This is about how power is used in our state budget negotiations.

As our state budget is negotiated behind closed doors by a small group of leaders, a major decision about how New York City’s schools are governed has been folded into the equation, and is now being used as a bargaining chip.

Year after year, other non-budgetary issues, in this case mayoral control, get tied to the budget instead of being worked through in a way that involves public deliberation. Right now, the Governor is pushing a four-year extension of mayoral control for New York City schools and using it as leverage in negotiations over her priorities that the legislature doesn’t share. Former Governor Andrew Cuomo used this same tactic, leveraging mayoral control during budget negotiations to push his own unrelated priorities. We will not stand to see this approach repeated here without calling it out.

While the extension of mayoral control applies only to New York City, because the governor is insisting on it being part of the budget, it affects all of us.
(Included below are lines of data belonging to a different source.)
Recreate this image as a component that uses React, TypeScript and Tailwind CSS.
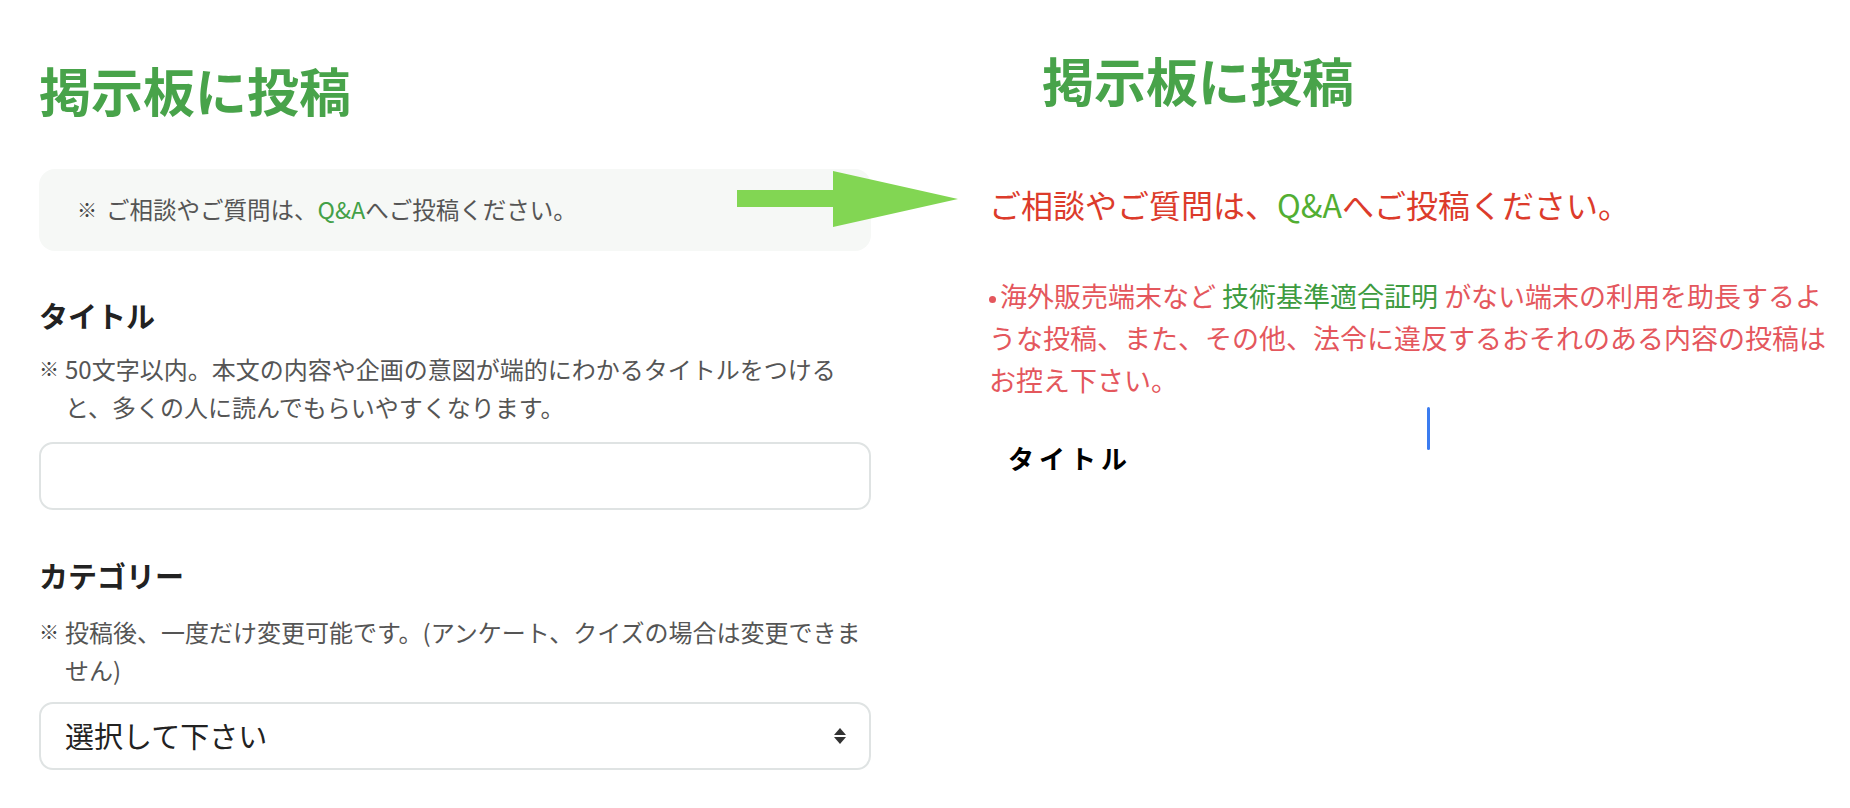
import React from "react";

function Note({ children }: { children: React.ReactNode }) {
  return (
    <div className="flex text-[24px] leading-[38px] text-[#555]">
      <span className="w-[26px] shrink-0 text-[20px] font-bold text-[#444]">※</span>
      <p className="whitespace-nowrap">{children}</p>
    </div>
  );
}

function Arrow() {
  return (
    <svg
      className="absolute left-[737px] top-[171px]"
      width="221"
      height="56"
      viewBox="0 0 221 56"
    >
      <path d="M0 19H96V0L221 28L96 56V36H0Z" fill="#82d653" />
    </svg>
  );
}

export default function App() {
  return (
    <div className="relative flex min-h-screen bg-white font-['Noto_Sans_CJK_JP',sans-serif]">
      <div className="ml-[39px] w-[832px]">
        <h1 className="mt-[64px] text-[52px] font-bold leading-none text-[#48a34a]">
          掲示板に投稿
        </h1>

        <div className="mt-[53px] flex h-[82px] items-center rounded-[16px] bg-[#f6f8f6] pl-[38px] text-[23.5px] text-[#555]">
          <span className="w-[29px] text-[20px] font-bold text-[#444]">※</span>
          <span>
            ご相談やご質問は、<span className="text-[#43a047]">Q&amp;A</span>
            へご投稿ください。
          </span>
        </div>

        <h2 className="mt-[50px] text-[29px] font-bold leading-[29px] text-[#222]">
          タイトル
        </h2>
        <div className="mt-[20px]">
          <Note>
            50文字以内。本文の内容や企画の意図が端的にわかるタイトルをつける
            <br />
            と、多くの人に読んでもらいやすくなります。
          </Note>
        </div>
        <input
          type="text"
          className="mt-[16px] h-[68px] w-full rounded-[14px] border-2 border-[#dfe3e3] px-[24px] text-[24px] outline-none"
        />

        <h2 className="mt-[51px] text-[29px] font-bold leading-[29px] text-[#222]">
          カテゴリー
        </h2>
        <div className="mt-[23px]">
          <Note>
            投稿後、一度だけ変更可能です。(アンケート、クイズの場合は変更できま
            <br />
            せん)
          </Note>
        </div>
        <div className="mt-[13px] flex h-[68px] w-full items-center justify-between rounded-[14px] border-2 border-[#dfe3e3] pl-[24px] pr-[22px]">
          <span className="text-[29px] text-[#222]">選択して下さい</span>
          <svg width="14" height="20" viewBox="0 0 14 20">
            <path d="M7 2L13 9H1Z" fill="#333" />
            <path d="M7 18L13 11H1Z" fill="#333" />
          </svg>
        </div>
      </div>

      <Arrow />

      <div className="ml-[118px] w-[850px]">
        <h1 className="ml-[53px] mt-[54px] text-[52px] font-bold leading-none text-[#48a34a]">
          掲示板に投稿
        </h1>
        <p className="mt-[82px] text-[32px] leading-[32px] text-[#dc3b2b]">
          ご相談やご質問は、<span className="text-[#52ae32]">Q&amp;A</span>
          へご投稿ください。
        </p>
        <p className="mt-[55px] whitespace-nowrap text-[27px] leading-[42px] text-[#e4575d]">
          <span className="mr-[4px] inline-block h-[7px] w-[7px] rounded-full bg-current align-middle" />
          海外販売端末など{" "}
          <span className="text-[#3d9b40]">技術基準適合証明</span>{" "}
          がない端末の利用を助長するよ
          <br />
          うな投稿、また、その他、法令に違反するおそれのある内容の投稿は
          <br />
          お控え下さい。
        </p>
        <div className="relative pt-[44px]">
          <span className="absolute left-[438px] top-[6px] h-[43px] w-[3px] rounded-full bg-[#3b7cf0]" />
          <h3 className="ml-[19px] text-[26px] font-bold leading-[26px] tracking-[5px] text-black">
            タイトル
          </h3>
        </div>
      </div>
    </div>
  );
}
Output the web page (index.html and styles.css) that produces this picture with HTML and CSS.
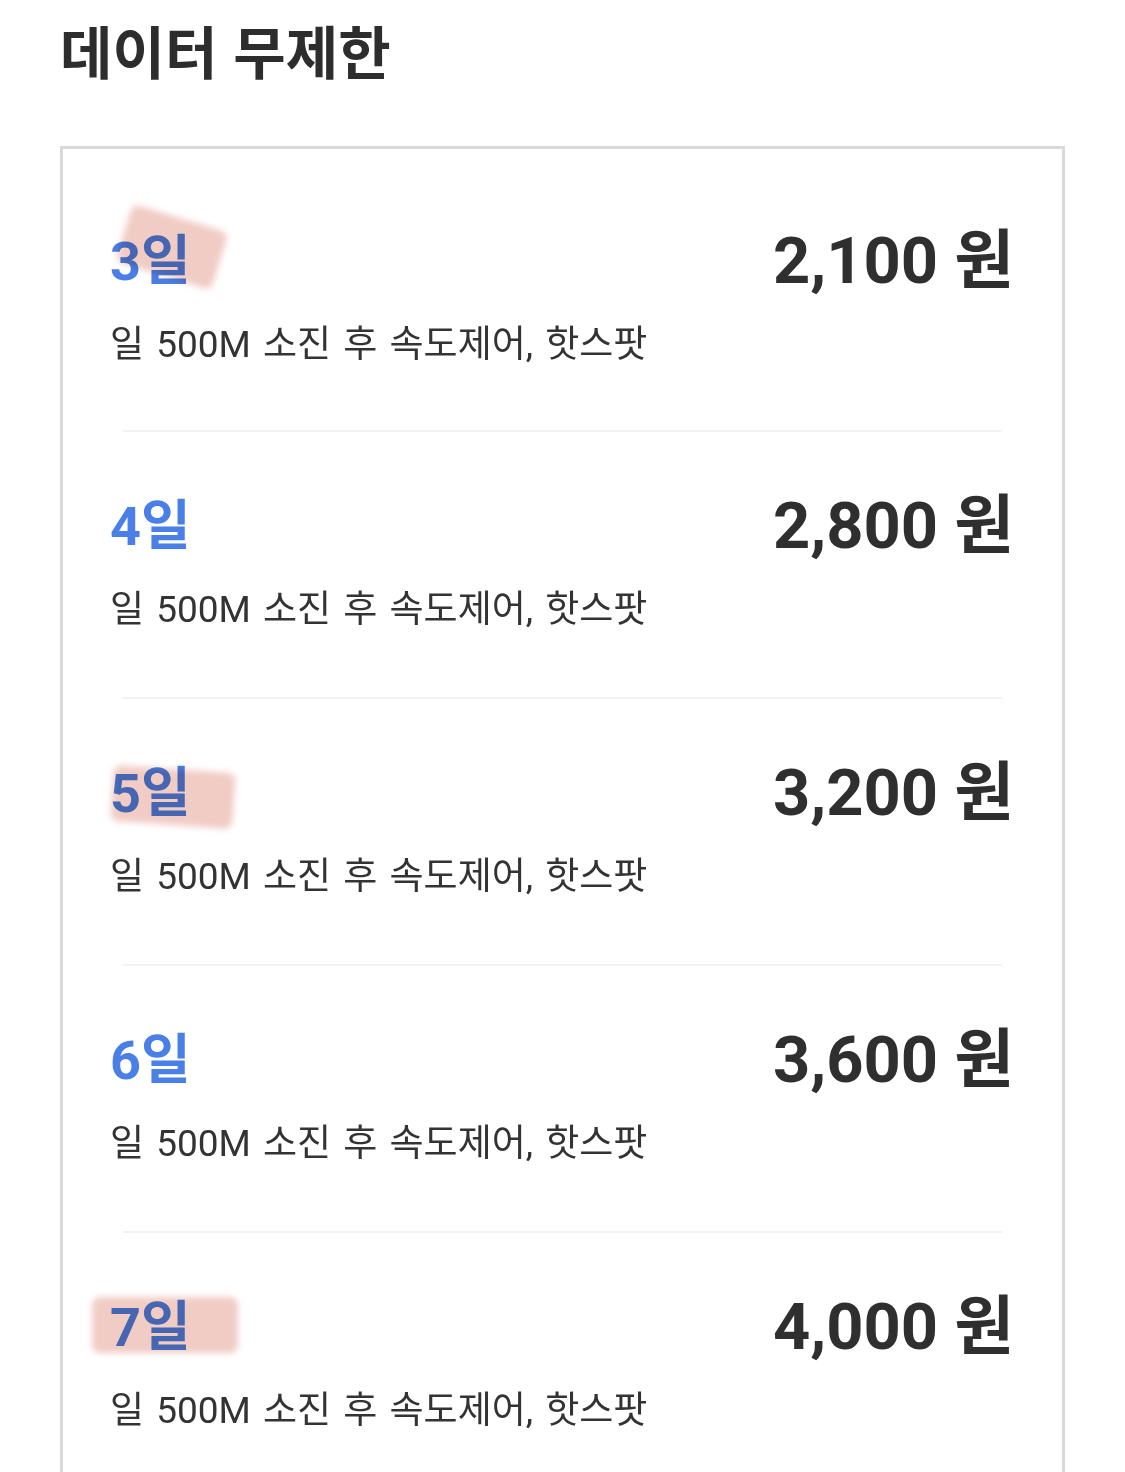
FILE: index.html
```html
<!DOCTYPE html>
<html lang="ko">
<head>
<meta charset="utf-8">
<link rel="stylesheet" href="styles.css">
</head>
<body>
<h1 class="title">데이터 무제한</h1>
<div class="card">
  <div class="row">
    <div class="head">
      <span class="day">3일<span class="mark mark-a"></span></span>
      <span class="price">2,100 원</span>
    </div>
    <p class="desc">일 500M 소진 후 속도제어, 핫스팟</p>
  </div>
  <div class="row">
    <div class="head">
      <span class="day">4일</span>
      <span class="price">2,800 원</span>
    </div>
    <p class="desc">일 500M 소진 후 속도제어, 핫스팟</p>
  </div>
  <div class="row">
    <div class="head">
      <span class="day">5일<span class="mark mark-b"></span></span>
      <span class="price">3,200 원</span>
    </div>
    <p class="desc">일 500M 소진 후 속도제어, 핫스팟</p>
  </div>
  <div class="row">
    <div class="head">
      <span class="day">6일</span>
      <span class="price">3,600 원</span>
    </div>
    <p class="desc">일 500M 소진 후 속도제어, 핫스팟</p>
  </div>
  <div class="row">
    <div class="head">
      <span class="day">7일<span class="mark mark-c"></span></span>
      <span class="price">4,000 원</span>
    </div>
    <p class="desc">일 500M 소진 후 속도제어, 핫스팟</p>
  </div>
</div>
</body>
</html>
```

FILE: styles.css
```css
html, body {
  margin: 0;
  padding: 0;
  background: #fff;
}
body {
  font-family: Roboto, "Noto Sans CJK KR", sans-serif;
  color: #333;
  overflow: hidden;
  height: 1472px;
}
.title {
  margin: 0;
  padding: 14px 0 0 60px;
  font-family: "Noto Sans CJK KR", sans-serif;
  font-weight: 700;
  font-size: 57px;
  line-height: 70px;
  color: #2d2d2d;
  height: 146px;
  box-sizing: border-box;
}
.card {
  margin-left: 60px;
  width: 1005px;
  box-sizing: border-box;
  border: 3px solid #d9d9d9;
  border-bottom: none;
  padding-top: 18px;
  height: 1326px;
  overflow: hidden;
}
.row {
  margin: 0 60px;
  border-bottom: 2px solid #f2f2f2;
  height: 267px;
  box-sizing: border-box;
  padding-top: 62px;
}
.row:first-child {
  height: 265px;
}
.row:last-child {
  border-bottom: none;
}
.head {
  display: flex;
  justify-content: space-between;
  align-items: center;
  height: 65px;
  margin: 0 -12px 0 -13px;
}
.day {
  position: relative;
  font-weight: 700;
  font-size: 54px;
  line-height: 65px;
  color: #4a7fe7;
}
.price {
  font-weight: 700;
  font-size: 65px;
  line-height: 65px;
  color: #2f2f2f;
}
.desc {
  margin: 30px -13px 0;
  font-size: 37px;
  line-height: 42px;
  word-spacing: 3px;
  color: #333;
}
.mark {
  position: absolute;
  background: rgba(232, 170, 158, 0.6);
  mix-blend-mode: multiply;
  filter: blur(3px);
  border-radius: 8px;
}
.mark-a {
  left: 12px;
  top: -12px;
  width: 100px;
  height: 60px;
  transform: rotate(17deg);
}
.mark-b {
  left: 2px;
  top: 8px;
  width: 122px;
  height: 56px;
  transform: rotate(4deg);
}
.mark-c {
  left: -18px;
  top: 2px;
  width: 146px;
  height: 56px;
}
```
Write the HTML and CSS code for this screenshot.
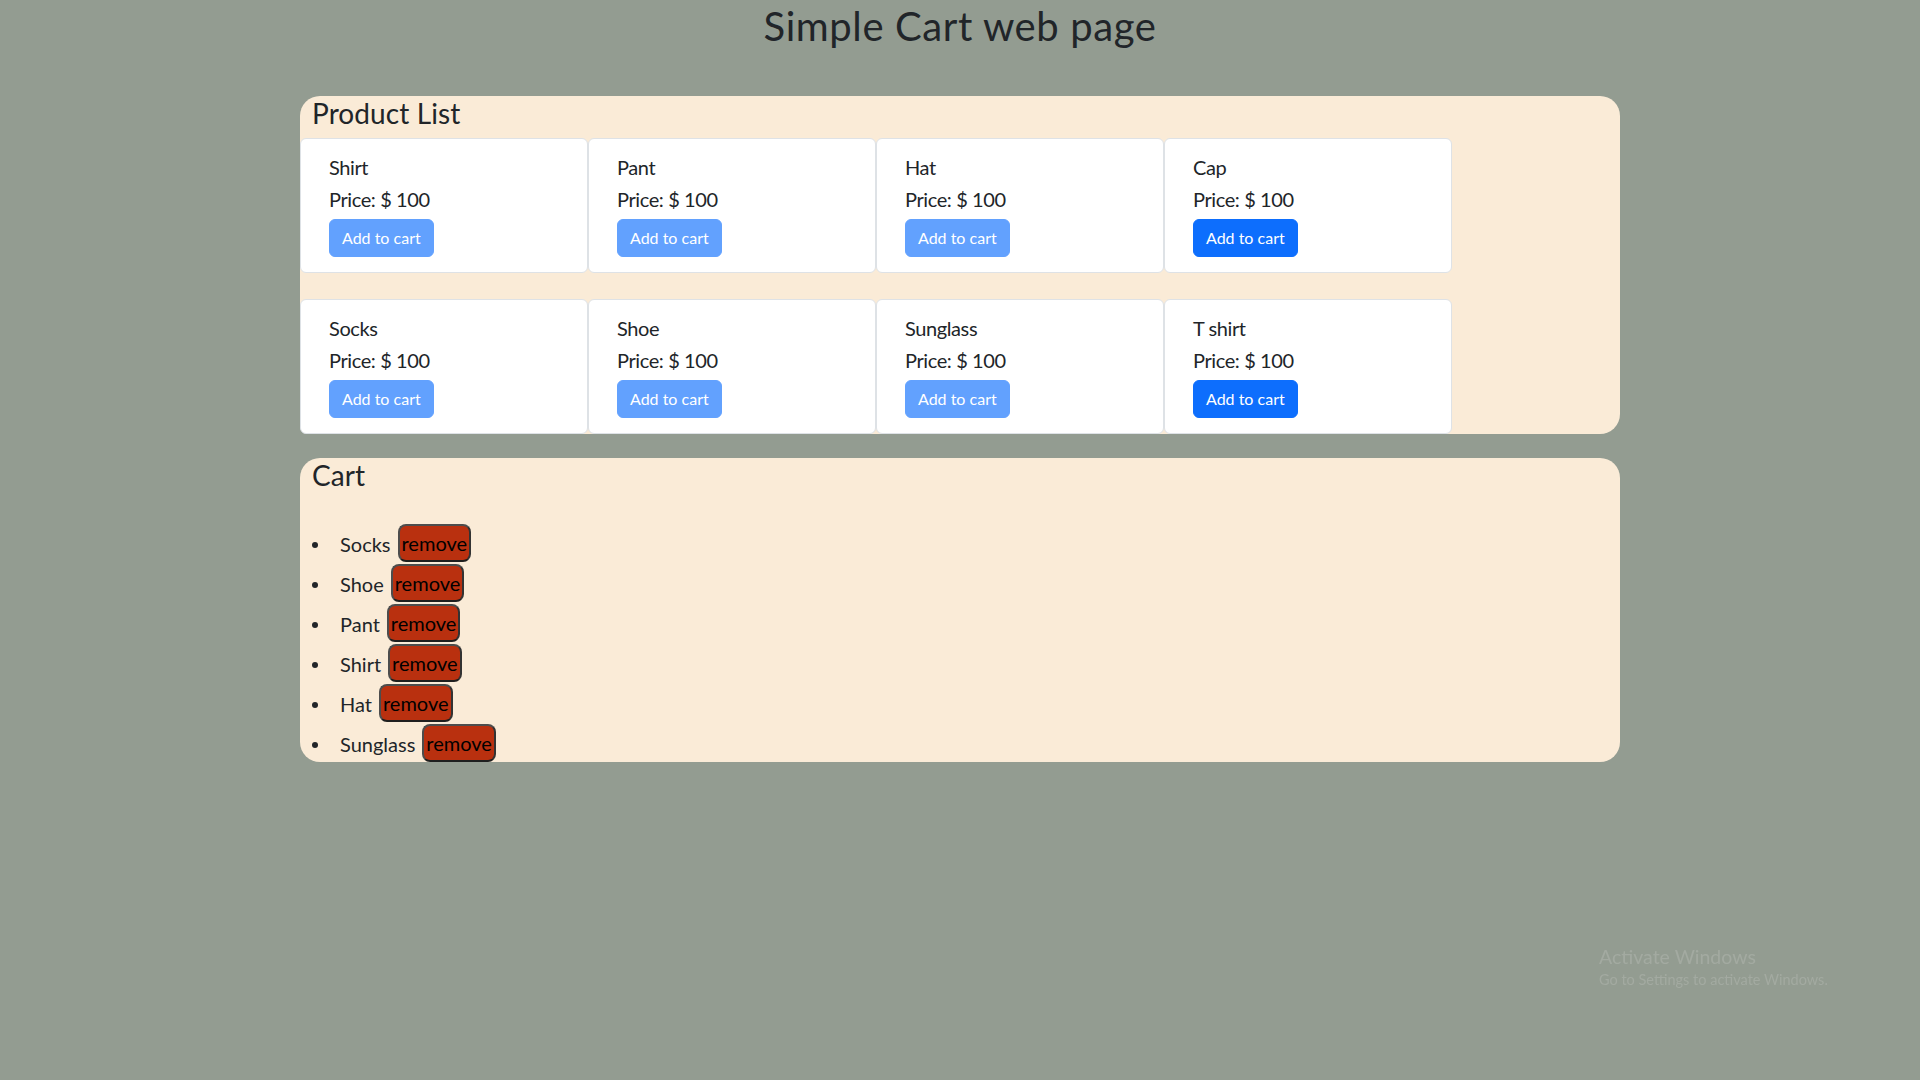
FILE: index.html
```html
<!DOCTYPE html>
<html lang="en">
<head>
<meta charset="utf-8">
<title>Simple Cart web page</title>
<link rel="stylesheet" href="styles.css">
</head>
<body>
<h1 class="page-title">Simple Cart web page</h1>
<main class="container">
  <section class="panel">
    <h3 class="panel-title">Product List</h3>
    <div class="cards">
      <div class="card"><h5 class="card-title">Shirt</h5><h5 class="card-price">Price: $ 100</h5><button class="btn btn-faded">Add to cart</button></div>
      <div class="card"><h5 class="card-title">Pant</h5><h5 class="card-price">Price: $ 100</h5><button class="btn btn-faded">Add to cart</button></div>
      <div class="card"><h5 class="card-title">Hat</h5><h5 class="card-price">Price: $ 100</h5><button class="btn btn-faded">Add to cart</button></div>
      <div class="card"><h5 class="card-title">Cap</h5><h5 class="card-price">Price: $ 100</h5><button class="btn btn-primary">Add to cart</button></div>
      <div class="card"><h5 class="card-title">Socks</h5><h5 class="card-price">Price: $ 100</h5><button class="btn btn-faded">Add to cart</button></div>
      <div class="card"><h5 class="card-title">Shoe</h5><h5 class="card-price">Price: $ 100</h5><button class="btn btn-faded">Add to cart</button></div>
      <div class="card"><h5 class="card-title">Sunglass</h5><h5 class="card-price">Price: $ 100</h5><button class="btn btn-faded">Add to cart</button></div>
      <div class="card"><h5 class="card-title">T shirt</h5><h5 class="card-price">Price: $ 100</h5><button class="btn btn-primary">Add to cart</button></div>
    </div>
  </section>
  <section class="panel cart">
    <h3 class="panel-title">Cart</h3>
    <ul class="cart-list">
      <li class="cart-item"><span class="item-name">Socks</span><button class="remove">remove</button></li>
      <li class="cart-item"><span class="item-name">Shoe</span><button class="remove">remove</button></li>
      <li class="cart-item"><span class="item-name">Pant</span><button class="remove">remove</button></li>
      <li class="cart-item"><span class="item-name">Shirt</span><button class="remove">remove</button></li>
      <li class="cart-item"><span class="item-name">Hat</span><button class="remove">remove</button></li>
      <li class="cart-item"><span class="item-name">Sunglass</span><button class="remove">remove</button></li>
    </ul>
  </section>
</main>
<div class="watermark">
  <div class="wm-title">Activate Windows</div>
  <div class="wm-sub">Go to Settings to activate Windows.</div>
</div>
</body>
</html>
```
FILE: styles.css
```css
html, body {
  margin: 0;
  padding: 0;
}
body {
  background: #939c91;
  color: #212529;
  font-family: Lato, "Open Sans", sans-serif;
  font-size: 16px;
  min-height: 1080px;
}
.page-title {
  margin: 0 0 46px;
  padding-top: 2px;
  font-size: 40px;
  line-height: 48px;
  font-weight: 400;
  letter-spacing: 0.6px;
  text-align: center;
}
.container {
  width: 1320px;
  margin: 0 auto;
}
.panel {
  background: #faebd7;
  border-radius: 20px;
}
.panel.cart {
  margin-top: 24px;
}
.panel-title {
  margin: 0 0 8px;
  padding-left: 12px;
  font-size: 28px;
  line-height: 34px;
  font-weight: 400;
  letter-spacing: 0.1px;
}
.cards {
  display: flex;
  flex-wrap: wrap;
  width: 1152px;
  row-gap: 26px;
}
.card {
  box-sizing: border-box;
  width: 288px;
  height: 135px;
  background: #fff;
  border: 1px solid #dee2e6;
  border-radius: 6px;
  padding: 16px 16px 15px 28px;
}
.card-title, .card-price {
  margin: 0 0 8px;
  font-size: 20px;
  line-height: 24px;
  font-weight: 400;
  letter-spacing: -0.4px;
}
.btn {
  display: block;
  box-sizing: border-box;
  height: 38px;
  padding: 6px 12px;
  border: 1px solid transparent;
  border-radius: 6px;
  font-family: inherit;
  font-size: 16px;
  line-height: 24px;
  color: #fff;
}
.btn-primary {
  background: #0d6efd;
  border-color: #0d6efd;
}
.btn-faded {
  background: #62a1fe;
  border-color: #62a1fe;
}
.cart-list {
  list-style: none;
  margin: 30px 0 0;
  padding: 0 0 0 12px;
}
.cart-item {
  display: flex;
  align-items: center;
  box-sizing: border-box;
  height: 40px;
  padding-top: 2px;
  font-size: 20px;
}
.cart-item::before {
  content: "";
  width: 6px;
  height: 6px;
  margin: 3px 22px 0 0;
  border-radius: 50%;
  background: #212529;
}
.item-name {
  line-height: 24px;
  margin-top: 2px;
  margin-right: 7px;
}
.remove {
  box-sizing: border-box;
  height: 38px;
  padding: 0 2px;
  background: #b9300f;
  border: 2px solid #4d4d4d;
  border-bottom-color: #1f1f1f;
  border-right-color: #333;
  border-radius: 8px;
  color: #000;
  font-family: inherit;
  font-size: 20px;
  line-height: 34px;
}
.watermark {
  position: fixed;
  left: 1599px;
  top: 945px;
  color: #a3aaa1;
}
.wm-title {
  font-size: 19.5px;
  line-height: 24px;
}
.wm-sub {
  margin-top: 2px;
  font-size: 14.5px;
  line-height: 17px;
}
```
We need a two-year extension that allows enough time to develop an independent, community-led process to design a more democratic school governance system, in which students, parents, educators, and community members have a meaningful part in the decision-making process, and one that remains in place regardless of who the mayor is.

Send an email to your state leaders and tell them to take mayoral control out of the budget and only extend it for two years with a process that brings people in and gives communities a real role.

This is about how decisions are made and who they center. The choices made about mayoral control in this year’s budget will shape our school communities and future for years to come.